At the end of the month my father’s younger brother Simon and his wife and two children came to spend a long summer holiday with us, as they usually did when there was plague in the capital. Simon was a lively man, hearty and noisy, and when he was on a visit he and my father would spend endless hours dicing together, or, when they could persuade Henry Knyvett to join them, Gleek. He and my other uncle, Thomas, were in some way attached to the court. Unlike my father’s uncles, William and Sir Henry, they seemed not to have any precise appointments, but they lived well and kept their creditors at arm’s length.
Simon brought us news that Ralegh had secretly married one of the Queen’s Maids of Honour and in due time had confessed his error to the Queen. A week later he and his bride were in the Tower in separate cells, Uncle Simon explained with a roar of laughter; quite inconvenient for lovebirds. Simon did not like Sir Walter.
With the arrival of two more children in the house, the pace of our learning slackened and we spent much time on the river and bathing from one of the sandy beaches of the bay. Life was pleasant and easy that warm August and early September. Talk of invasion had abated, and no enemy ship was reported all summer. Sometimes in our wanderings we would come within the sight of the old mill above Penryn, and I thought of what Meg Levant had said.
In mid-September Mrs Simon Killigrew and her two children left for Somerset, but Uncle Simon still stayed on. A few days after his family left he rode out with my father on one of my father’s expeditions, and they took Belemus with them. The other children were to spend the afternoon by the swan pool, but I had a slight fever and had been leeched and told to stay in my bed. I knew no one would seek me until supper-time.
I left the house by way of the bakery, the walled garden, and the stables, which lay between the main house and the approach. From there I followed the deep rutted track past our own windmill to a part of the palisade where a broken wall gave me a foot up and over.
It was very little more than a mile to the mill over the fields and through the woods.
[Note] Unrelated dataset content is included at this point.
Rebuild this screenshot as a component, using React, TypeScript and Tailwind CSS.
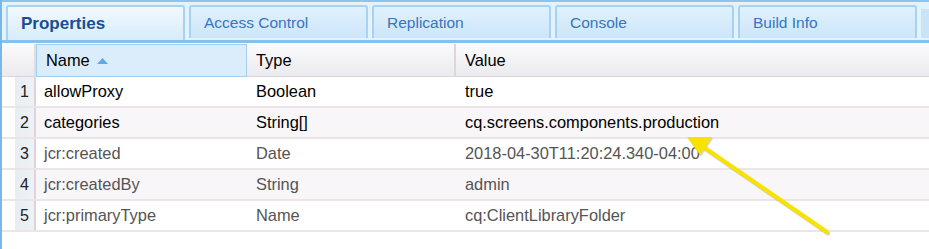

At first I saw no one; but at Three Farthings House Paul Gwyther was ploughing a field and his son Oliver was following behind sowing the seed of winter wheat and rye. Behind Oliver were the two younger boys armed with slings and stones to keep the birds away. Oliver recognised me and waved a hand.
The woods were thick around Glasney. I skirted the edge of them up the hill. The sails of the windmill were broken, but one of the arms rocked gently in the breeze. From behind a tree I stared across the brambles. I picked a blackberry and chewed it, got a seed in my teeth and felt for it with a forefinger. A dog barked once inside the mill.
Silence fell then. In the clearing there were two grey granite millstones the size of dairy cheeses, and propped against them was a broken wheel. Thistles and docks grew among the grass, and with them shoots of barley and oats. A trampled path led to the door of the mill, which leaned on one hinge.
“Who’s there?” said a voice. “Come forward if you have business. If not, leave us be.”
Just inside the door and well within the sunshine a woman of thirty-odd, in a faded blue kirtle, was sitting cross-legged on the floor. On a stool beside her a rabbit sat eating some lettuce leaves, and there were two or three cats lying the shafts of the sun.